Net interest margin (tax equivalent) for Q1 2025 was 3.51%, compared to 3.22% in Q1 2024.
Civista Bancshares, Inc. (CIVB) - VRIO Analysis: 9. Unified Digital Banking Platform (CDB) Investment
Value: Improves customer experience across all channels (omni-channel), aiding retention and acquisition by offering modern convenience.
Rarity: A unified, modern digital platform (CDB) is a significant investment for a bank of this size, often lagging behind larger peers.
Imitability: High imitability; technology can be purchased or built by competitors, though it requires significant capital outlay.
Organization: They invested heavily in this multi-year effort to enhance customer engagement. This is reflected in specific expense line items and strategic focus.
Competitive Advantage: Temporary. Technology parity is the goal for all banks; this is a catch-up/stay-current advantage.

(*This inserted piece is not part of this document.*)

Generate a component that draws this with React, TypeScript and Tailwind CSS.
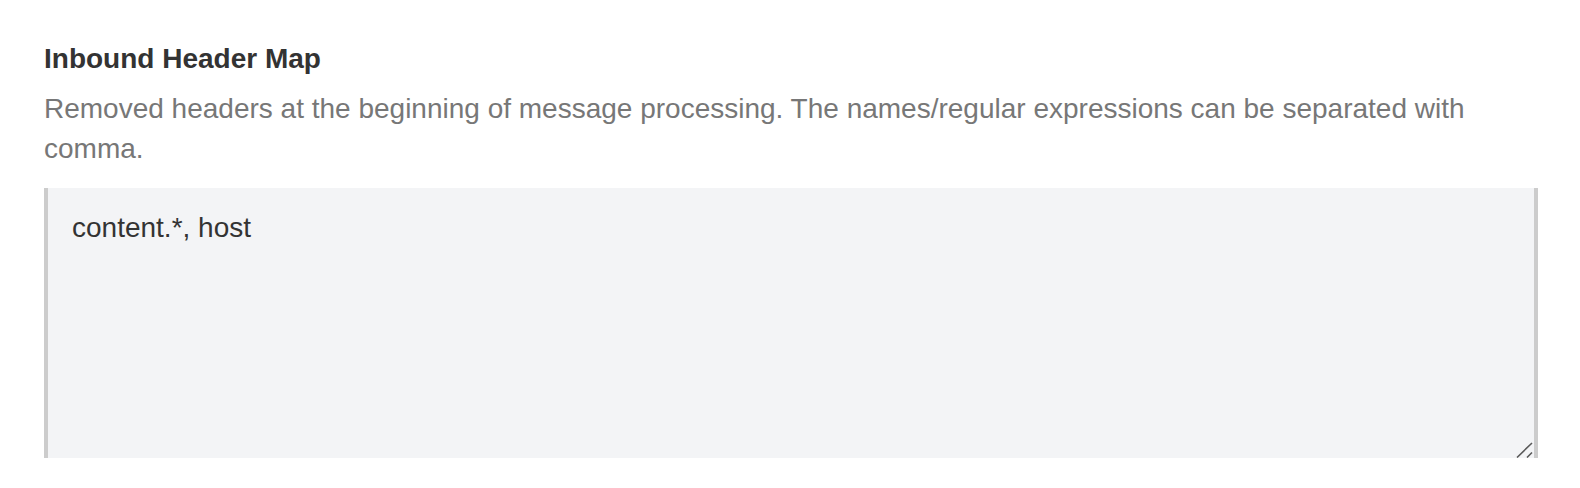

The financial commitment to digital enhancement is evidenced by specific reported expenses and efficiency initiatives:
| Metric | Period/Date | Amount |
| Increase in Software Expense Attributable to Digital Banking Platform | Twelve Months Ended December 31, 2023 | $364 thousand |
| Total Increase in Software Expense | Twelve Months Ended December 31, 2023 | $734 thousand |
| Annual Savings from AI Virtual Banking Assistant Implementation | As of Q4 2024 Presentation | $210,000 |
| Total Assets (Pro-forma post-Farmers Savings Bank Merger) | September 30, 2025 | Approximately $4.4 billion |
Organizational commitment is further detailed by the integration of technology into strategic goals and operational changes:
- The digital platform expense was noted as a primary driver for the increase in Software maintenance expense in the First Quarter of 2024.
- 'Position Digital to grow the bank' is listed as a strategic priority for the period 2024 – 2027.
- The company's total assets were reported as $4.1 billion as of November 7, 2024.
- The efficiency ratio for Q1 2024 was 73.8%, compared to 62.0% for Q1 2023, with the change partially attributed to digital banking platform expense.